-- BEGIN Dataset section --

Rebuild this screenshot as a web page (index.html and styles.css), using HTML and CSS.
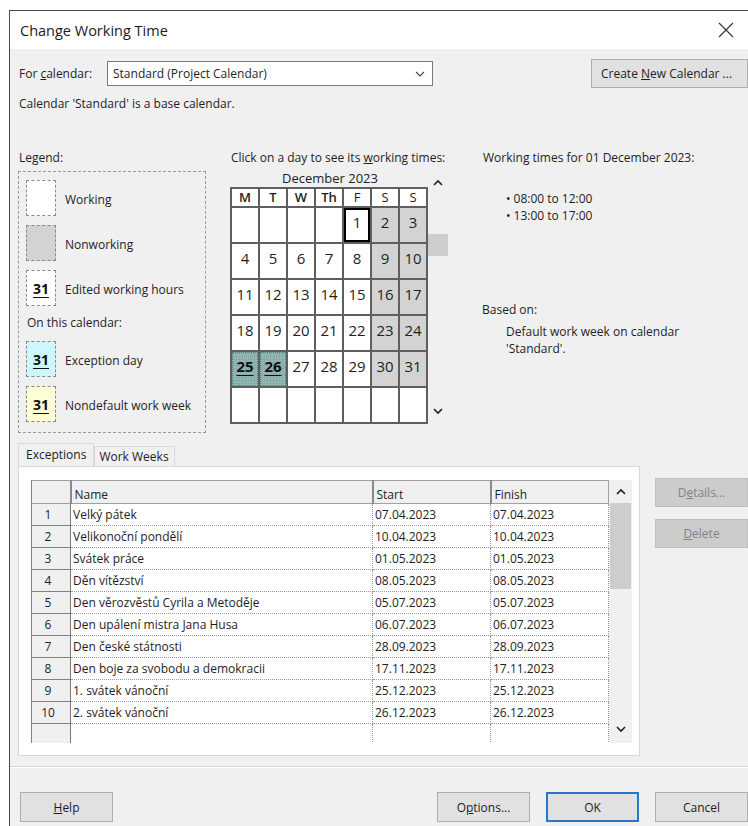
FILE: index.html
```html
<!DOCTYPE html>
<html lang="en">
<head>
<meta charset="utf-8">
<title>Change Working Time</title>
<link rel="stylesheet" href="styles.css">
</head>
<body>
<div class="dialog">
  <div class="titlebar">
    <span class="title">Change Working Time</span>
    <svg class="close" width="16" height="16" viewBox="0 0 16 16"><path d="M1 1L15 15M15 1L1 15" stroke="#333" stroke-width="1.1" fill="none"/></svg>
  </div>

  <div class="content">
    <div class="cal-row">
      <span class="lbl">For <u>c</u>alendar:</span>
      <div class="select">
        <span>Standard (Project Calendar)</span>
        <svg class="chev" width="10" height="6" viewBox="0 0 10 6"><path d="M1 1L5 5L9 1" stroke="#444" stroke-width="1.1" fill="none"/></svg>
      </div>
      <button class="btn create">Create <u>N</u>ew Calendar ...</button>
    </div>
    <div class="note">Calendar 'Standard' is a base calendar.</div>

    <div class="main">
      <div class="legend-col">
        <div class="cap">Legend:</div>
        <div class="legend">
          <div class="item"><span class="sw"></span><span>Working</span></div>
          <div class="item"><span class="sw nonwork"></span><span>Nonworking</span></div>
          <div class="item"><span class="sw"><b>31</b></span><span>Edited working hours</span></div>
          <div class="sub">On this calendar:</div>
          <div class="item"><span class="sw exc"><b>31</b></span><span>Exception day</span></div>
          <div class="item"><span class="sw nondef"><b>31</b></span><span>Nondefault work week</span></div>
        </div>
      </div>

      <div class="cal-col">
        <div class="cap">Click on a day to see its <u>w</u>orking times:</div>
        <div class="cal-wrap">
          <div class="cal">
            <div class="month">December 2023</div>
            <div class="grid">
              <div class="hd strong">M</div><div class="hd strong">T</div><div class="hd strong">W</div><div class="hd strong">Th</div><div class="hd">F</div><div class="hd">S</div><div class="hd">S</div>

              <div class="d"></div><div class="d"></div><div class="d"></div><div class="d"></div><div class="d sel">1</div><div class="d off">2</div><div class="d off">3</div>
              <div class="d">4</div><div class="d">5</div><div class="d">6</div><div class="d">7</div><div class="d">8</div><div class="d off">9</div><div class="d off">10</div>
              <div class="d">11</div><div class="d">12</div><div class="d">13</div><div class="d">14</div><div class="d">15</div><div class="d off">16</div><div class="d off">17</div>
              <div class="d">18</div><div class="d">19</div><div class="d">20</div><div class="d">21</div><div class="d">22</div><div class="d off">23</div><div class="d off">24</div>
              <div class="d ex"><b>25</b></div><div class="d ex"><b>26</b></div><div class="d">27</div><div class="d">28</div><div class="d">29</div><div class="d off">30</div><div class="d off">31</div>
              <div class="d"></div><div class="d"></div><div class="d"></div><div class="d"></div><div class="d"></div><div class="d"></div><div class="d"></div>
            </div>
          </div>
          <div class="cal-scroll">
            <svg width="10" height="7" viewBox="0 0 10 7"><path d="M1 6L5 2L9 6" stroke="#222" stroke-width="1.6" fill="none"/></svg>
            <span class="thumb"></span>
            <svg class="down" width="10" height="7" viewBox="0 0 10 7"><path d="M1 1L5 5L9 1" stroke="#222" stroke-width="1.6" fill="none"/></svg>
          </div>
        </div>
      </div>

      <div class="times-col">
        <div class="cap">Working times for 01 December 2023:</div>
        <ul class="times">
          <li>08:00 to 12:00</li>
          <li>13:00 to 17:00</li>
        </ul>
        <div class="based">Based on:</div>
        <div class="based-text">Default work week on calendar<br>'Standard'.</div>
      </div>
    </div>

    <div class="tabs">
      <span class="tab active">Exceptions</span>
      <span class="tab">Work Weeks</span>
    </div>

    <div class="panel-row">
      <div class="panel">
        <div class="table-box">
          <table class="grid-table">
            <colgroup><col class="c-num"><col class="c-name"><col class="c-date"><col class="c-date2"></colgroup>
            <thead>
              <tr><th class="num"></th><th>Name</th><th>Start</th><th>Finish</th></tr>
            </thead>
            <tbody>
              <tr><td class="num">1</td><td>Velký pátek</td><td>07.04.2023</td><td>07.04.2023</td></tr>
              <tr><td class="num">2</td><td>Velikonoční pondělí</td><td>10.04.2023</td><td>10.04.2023</td></tr>
              <tr><td class="num">3</td><td>Svátek práce</td><td>01.05.2023</td><td>01.05.2023</td></tr>
              <tr><td class="num">4</td><td>Děn vítězství</td><td>08.05.2023</td><td>08.05.2023</td></tr>
              <tr><td class="num">5</td><td>Den věrozvěstů Cyrila a Metoděje</td><td>05.07.2023</td><td>05.07.2023</td></tr>
              <tr><td class="num">6</td><td>Den upálení mistra Jana Husa</td><td>06.07.2023</td><td>06.07.2023</td></tr>
              <tr><td class="num">7</td><td>Den české státnosti</td><td>28.09.2023</td><td>28.09.2023</td></tr>
              <tr><td class="num">8</td><td>Den boje za svobodu a demokracii</td><td>17.11.2023</td><td>17.11.2023</td></tr>
              <tr><td class="num">9</td><td>1. svátek vánoční</td><td>25.12.2023</td><td>25.12.2023</td></tr>
              <tr><td class="num">10</td><td>2. svátek vánoční</td><td>26.12.2023</td><td>26.12.2023</td></tr>
              <tr class="blank"><td class="num"></td><td></td><td></td><td></td></tr>
            </tbody>
          </table>
          <div class="vscroll">
            <div class="arrow"><svg width="10" height="7" viewBox="0 0 10 7"><path d="M1 6L5 2L9 6" stroke="#222" stroke-width="1.6" fill="none"/></svg></div>
            <div class="vthumb"></div>
            <div class="arrow bottom"><svg width="10" height="7" viewBox="0 0 10 7"><path d="M1 1L5 5L9 1" stroke="#222" stroke-width="1.6" fill="none"/></svg></div>
          </div>
        </div>
      </div>
      <div class="side-btns">
        <button class="btn disabled">D<u>e</u>tails...</button>
        <button class="btn disabled"><u>D</u>elete</button>
      </div>
    </div>

    <div class="sep"></div>

    <div class="footer">
      <button class="btn foot"><u>H</u>elp</button>
      <span class="spacer"></span>
      <button class="btn foot">O<u>p</u>tions...</button>
      <button class="btn foot default">OK</button>
      <button class="btn foot">Cancel</button>
    </div>
  </div>
</div>
</body>
</html>
```

FILE: styles.css
```css
html, body {
  margin: 0;
  padding: 0;
  background: #ffffff;
}

body {
  font-family: "Open Sans", "Noto Sans", sans-serif;
  font-size: 12px;
  color: #1e1e1e;
  overflow: hidden;
}

.dialog {
  margin: 10px 0 0 9px;
  height: 816px;
  border-left: 1px solid #4a4a4a;
  border-top: 1px solid #4a4a4a;
  background: #f0f0f0;
  overflow: hidden;
}

/* title bar */
.titlebar {
  height: 38px;
  background: #ffffff;
  display: flex;
  align-items: center;
  padding-left: 10px;
}

.title {
  font-size: 14.5px;
  color: #1a1a1a;
  flex: 1;
}

.close {
  margin-right: 14px;
}

.content {
  padding: 10px 0 0 8px;
}

u {
  text-decoration: underline;
  text-underline-offset: 1px;
}

/* calendar selector row */
.cal-row {
  display: flex;
  align-items: center;
  height: 29px;
}

.lbl {
  width: 88px;
  padding-left: 1px;
}

.select {
  border: 1px solid #7a7a7a;
  background: #ffffff;
  display: flex;
  align-items: center;
  justify-content: space-between;
  padding: 0 7px 0 5px;
  box-sizing: border-box;
  width: 326px;
  height: 25px;
}

.btn {
  font-family: inherit;
  font-size: 12px;
  color: #1e1e1e;
  background: #e1e1e1;
  border: 1px solid #adadad;
  padding: 0;
  margin: 0;
}

.create {
  margin-left: auto;
  width: 157px;
  height: 29px;
  text-align: left;
  padding-left: 9px;
}

.note {
  margin-top: 7px;
  padding-left: 1px;
  line-height: 18px;
}

/* three columns: legend, month view, working times */
.main {
  display: flex;
  margin-top: 37px;
}

.cap {
  line-height: 16px;
  padding-left: 1px;
}

.legend-col {
  width: 188px;
}

.legend {
  margin-top: 5px;
  height: 262px;
  border: 1px dashed #9a9a9a;
  box-sizing: border-box;
  padding: 8px 0 0 7px;
}

.item {
  display: flex;
  align-items: center;
  height: 36px;
  margin-bottom: 9px;
}

.item > span:last-child {
  padding-top: 2px;
}

.sw {
  width: 30px;
  height: 36px;
  box-sizing: border-box;
  border: 1px dashed #8a8a8a;
  background: #ffffff;
  margin-right: 9px;
  display: flex;
  align-items: center;
  justify-content: center;
}

.sw b, .d.ex b {
  font-weight: 700;
  font-size: 14px;
  text-decoration: underline;
  text-decoration-thickness: 1px;
  text-underline-offset: 3px;
  color: #111;
}

.sw.nonwork { background: #d3d3d3; }
.sw.exc { background: #cdf7fb; }
.sw.nondef { background: #fdfdd6; }

.sub {
  margin: 3px 0 10px 1px;
  line-height: 16px;
}

.cal-col {
  margin-left: 24px;
  width: 252px;
}

.cal-wrap {
  display: flex;
  margin-top: 3px;
}

.cal {
  width: 198px;
}

.month {
  text-align: center;
  font-size: 13px;
  line-height: 18px;
  height: 18px;
  padding-left: 2px;
  background: #f0f0f0;
}

.grid {
  display: grid;
  grid-template-columns: repeat(7, 26px);
  grid-template-rows: 17px repeat(6, 34px);
  gap: 2px;
  padding: 2px 0 2px 2px;
  width: 198px;
  box-sizing: border-box;
  background: #5f5f5f;
}

.hd {
  background: #ffffff;
  text-align: center;
  font-size: 13px;
  line-height: 17px;
}

.hd.strong {
  font-weight: 600;
}

.d {
  background: #ffffff;
  text-align: center;
  font-size: 15px;
  line-height: 18px;
  padding-top: 5px;
  box-sizing: border-box;
}

.d.off {
  background: #d3d3d3;
}

.d.sel {
  box-shadow: inset 0 0 0 2px #000000;
}

.d.ex {
  background-color: #8fb4b2;
  background-image: radial-gradient(circle, rgba(60, 95, 95, 0.3) 0.6px, transparent 0.8px);
  background-size: 3px 3px;
  outline: 1px dotted #5c7c7a;
  outline-offset: -1px;
}

.d.ex b {
  font-size: 15px;
}

.cal-scroll {
  width: 20px;
  display: flex;
  flex-direction: column;
  align-items: center;
  padding-top: 10px;
}

.thumb {
  display: block;
  width: 20px;
  height: 22px;
  background: #cdcdcd;
  margin-top: 48px;
}

.cal-scroll .down {
  margin-top: 152px;
}

.times-col {
  margin-left: 0;
}

.times {
  margin: 24px 0 0 0;
  padding: 0 0 0 24px;
  list-style: none;
  font-size: 12px;
  line-height: 17px;
}

.times li::before {
  content: "\2022";
  margin-right: 3px;
}

.based {
  margin-top: 78px;
  line-height: 16px;
}

.based-text {
  margin-top: 5px;
  padding-left: 24px;
  line-height: 17px;
}

/* tabs */
.tabs {
  margin-top: 10px;
  display: flex;
  align-items: flex-end;
  height: 23px;
}

.tab {
  height: 20px;
  line-height: 20px;
  padding: 0 5px 0 4px;
  border: 1px solid #d9d9d9;
  border-bottom: none;
  background: #f0f0f0;
  box-sizing: border-box;
}

.tab.active {
  height: 23px;
  line-height: 22px;
  padding: 0 7px 0 7px;
  border-color: #d9d9d9;
  background: #f0f0f0;
}

.panel-row {
  display: flex;
  align-items: flex-start;
}

.panel {
  width: 623px;
  height: 290px;
  box-sizing: border-box;
  background: #ffffff;
  border: 1px solid #d9d9d9;
  padding: 13px 0 0 12px;
}

.table-box {
  display: flex;
  height: 263px;
  overflow: hidden;
}

.grid-table {
  border-collapse: collapse;
  table-layout: fixed;
  width: 577px;
  font-size: 12px;
}

.c-num { width: 39px; }
.c-name { width: 302px; }
.c-date { width: 118px; }
.c-date2 { width: 118px; }

.grid-table th {
  height: 22px;
  background: #f0f0f0;
  font-weight: 400;
  text-align: left;
  vertical-align: bottom;
  padding: 0 0 0 3px;
  line-height: 16px;
  border: 1px solid #a0a0a0;
  border-left: 2px solid #8a8a8a;
}

.grid-table th.num {
  border-left: 1px solid #808080;
}

.grid-table td {
  height: 21px;
  padding: 0 0 0 2px;
  line-height: 16px;
  border-bottom: 1px dotted #9a9a9a;
  border-right: 1px dotted #9a9a9a;
  white-space: nowrap;
  overflow: hidden;
}

.grid-table td:nth-child(2) {
  border-left: 1px solid #7a7a7a;
}

.grid-table td.num {
  background: #f0f0f0;
  text-align: center;
  padding: 0 6px 0 0;
  border: 1px solid #808080;
  border-right: 1px solid #7a7a7a;
}

.vscroll {
  width: 23px;
  background: #f0f0f0;
  display: flex;
  flex-direction: column;
  align-items: center;
}

.vscroll .arrow {
  height: 23px;
  display: flex;
  align-items: center;
  justify-content: center;
}

.vscroll .arrow.bottom {
  margin-top: auto;
  height: 28px;
}

.vthumb {
  width: 21px;
  height: 86px;
  background: #cdcdcd;
}

.side-btns {
  margin-left: 15px;
  margin-top: 12px;
  display: flex;
  flex-direction: column;
  gap: 12px;
}

.btn.disabled {
  width: 93px;
  height: 29px;
  background: #cccccc;
  border-color: #bfbfbf;
  color: #838383;
}

.sep {
  margin: 10px 0 0 -8px;
  height: 0;
  border-top: 1px solid #d6d6d6;
  border-bottom: 1px solid #ffffff;
}

.footer {
  display: flex;
  margin-top: 24px;
  padding-left: 2px;
  gap: 16px;
}

.spacer {
  flex: 1;
}

.btn.foot {
  width: 93px;
  height: 30px;
}

.btn.default {
  border: 2px solid #2a76c9;
}
```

-- END Dataset section --

• [Stated goal]: Copy all lines above containing the string "this".

• [Right answer]:
Rebuild this screenshot as a web page (index.html and styles.css), using HTML and CSS.
          <div class="sub">On this calendar:</div>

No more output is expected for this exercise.